To boot, they also explain how data and insights come together before, during and after the campaign to understand consumers’ likes and
behaviors, tracking their every move to find interesting intersections and build and expand connections and relationships.
It is part creepy and part fascinating to see how we are all getting
fed what the AI thinks we want or like.
New ways of working. In the past, after the razzle-dazzle of the creative pitch, you would perhaps see the media guy waffle through a
slide or two explaining that what was just shown would appear in a lot of media, all the time.
Yawn. Now media, or connections, is present from the start.
Also, agencies now present an
org chart less often. It’s more likely they’ll present a floor plan showing you how this human machine they’ve designed for you will sit and work together — and even have you
integrated into it.
Advertising is dead, long live advertising! It’s fascinating that with all the talk about how a campaign will work and how people and technology will
seamlessly integrate, there’s not a lot of time devoted to the actual specifics of the campaign.

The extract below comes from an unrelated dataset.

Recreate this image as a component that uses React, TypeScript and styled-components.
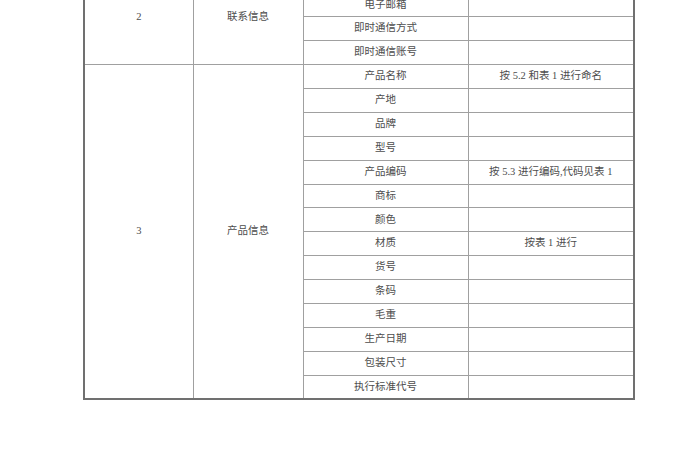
import React from 'react';
import styled, { createGlobalStyle } from 'styled-components';

const GlobalStyle = createGlobalStyle`
  html, body { margin: 0; padding: 0; background: #fff; }
`;

const Page = styled.div`
  width: 700px;
  height: 470px;
  overflow: hidden;
  background: #fff;
  padding-left: 83px;
  box-sizing: border-box;
`;

const Table = styled.table`
  margin-top: -32px;
  border-collapse: collapse;
  table-layout: fixed;
  width: 550px;
  border: 2px solid #707070;
  font-family: "Liberation Serif", "Noto Sans CJK SC", serif;
  font-size: 10.5px;
  color: #4d4d4d;
`;

const Row = styled.tr`
  height: 23.9px;
`;

const Cell = styled.td`
  border: 1px solid #a0a0a0;
  text-align: center;
  vertical-align: middle;
  padding: 0;
  white-space: nowrap;
  line-height: 1;
`;

const contact = ['电话', '电子邮箱', '即时通信方式', '即时通信账号'];

const product: [string, string][] = [
  ['产品名称', '按 5.2 和表 1 进行命名'],
  ['产地', ''],
  ['品牌', ''],
  ['型号', ''],
  ['产品编码', '按 5.3 进行编码,代码见表 1'],
  ['商标', ''],
  ['颜色', ''],
  ['材质', '按表 1 进行'],
  ['货号', ''],
  ['条码', ''],
  ['毛重', ''],
  ['生产日期', ''],
  ['包装尺寸', ''],
  ['执行标准代号', ''],
];

export default function App() {
  return (
    <>
      <GlobalStyle />
      <Page>
        <Table>
          <colgroup>
            <col style={{ width: 109 }} />
            <col style={{ width: 110 }} />
            <col style={{ width: 165 }} />
            <col style={{ width: 166 }} />
          </colgroup>
          <tbody>
            {contact.map((name, i) => (
              <Row key={name}>
                {i === 0 && (
                  <>
                    <Cell rowSpan={contact.length}>2</Cell>
                    <Cell rowSpan={contact.length}>联系信息</Cell>
                  </>
                )}
                <Cell>{name}</Cell>
                <Cell />
              </Row>
            ))}
            {product.map(([name, note], i) => (
              <Row key={name}>
                {i === 0 && (
                  <>
                    <Cell rowSpan={product.length}>3</Cell>
                    <Cell rowSpan={product.length}>产品信息</Cell>
                  </>
                )}
                <Cell>{name}</Cell>
                <Cell>{note}</Cell>
              </Row>
            ))}
          </tbody>
        </Table>
      </Page>
    </>
  );
}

Much of the presentation is devoted to explaining all the data, insights, analytics,
collaboration and integration, and consequently “creation” sometimes gets a little lost in the mix. Examples of work will start by showing a video which may or may not have been on TV. But
then there is a quick shift to how it all cascaded online, and how it drove engagement and perhaps even sales.
Obviously a lot of my observations were driven by particular briefs. But I think
the direction and structure of “how we work” is more fundamental — and I don’t think these will reverse any time soon.